Le verbe στενάζω est renforcé du préfixe ἀνα donnant à entendre
que Jésus soupira intensément au point d'émettre un gémissement.
Avec la médiation de la salive, celle de la prononciation d'une parole en
araméen obtenait le miracle.
36
- Et
il leur enjoignit de ne rien dire à personne; mais eux, plus largement
encore, en faisaient la proclamation.
Jésus accomplissait une guérison immédiate, constatable de tous ; et il
aurait recommandé à la foule présente de n'en rien dire ? Cette
attitude si contradictoire revient au long des chapitres à la manière d'un
refrain (cf. Mc 2.2 ; 4.7-9, 12 & 20 ; 7.17&24) ; mais c'est la
responsabilité même,, dont Jésus était capable de faire acte qui état
ainsi mise en cause. Elle alterne néanmoins avec des réactions plus
circonstanciées: Jésus avait intimé le silence (Mc 5.43) à l'entourage de
la petite fille du chef de synagogue pour la protéger des curieux après
qu'il l'ait réanimée. Il demanda à un lépreux de faire confirmer sa
guérison par les prêtres avant de la divulguer (Mc 1.45).
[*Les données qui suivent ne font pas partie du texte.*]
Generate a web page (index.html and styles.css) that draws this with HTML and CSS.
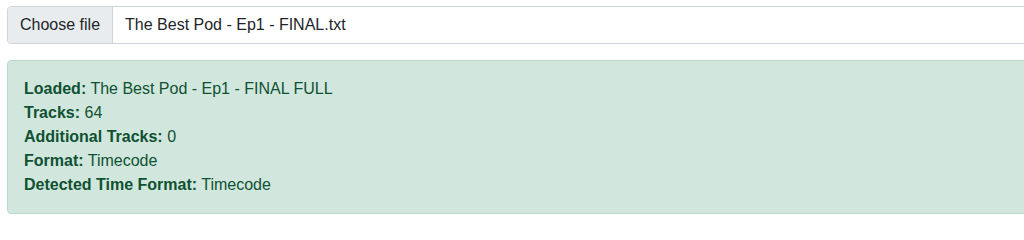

À suivre Luc, Jésus ne cherchait pas à se protéger de la foule puisqu'il
ne cessait de l'attirer à lui par ses enseignements et des signes ;
la notoriété pouvait aussi être un moyen d'atteindre et de toucher
Hérode Antipas, le geôlier de Jean, avant qu'il n'en devienne le meurtrier
; après sa mort, dans le récit de Luc et à la différence de celui de Marc,
signes en public et miracles sont plus parcimonieux.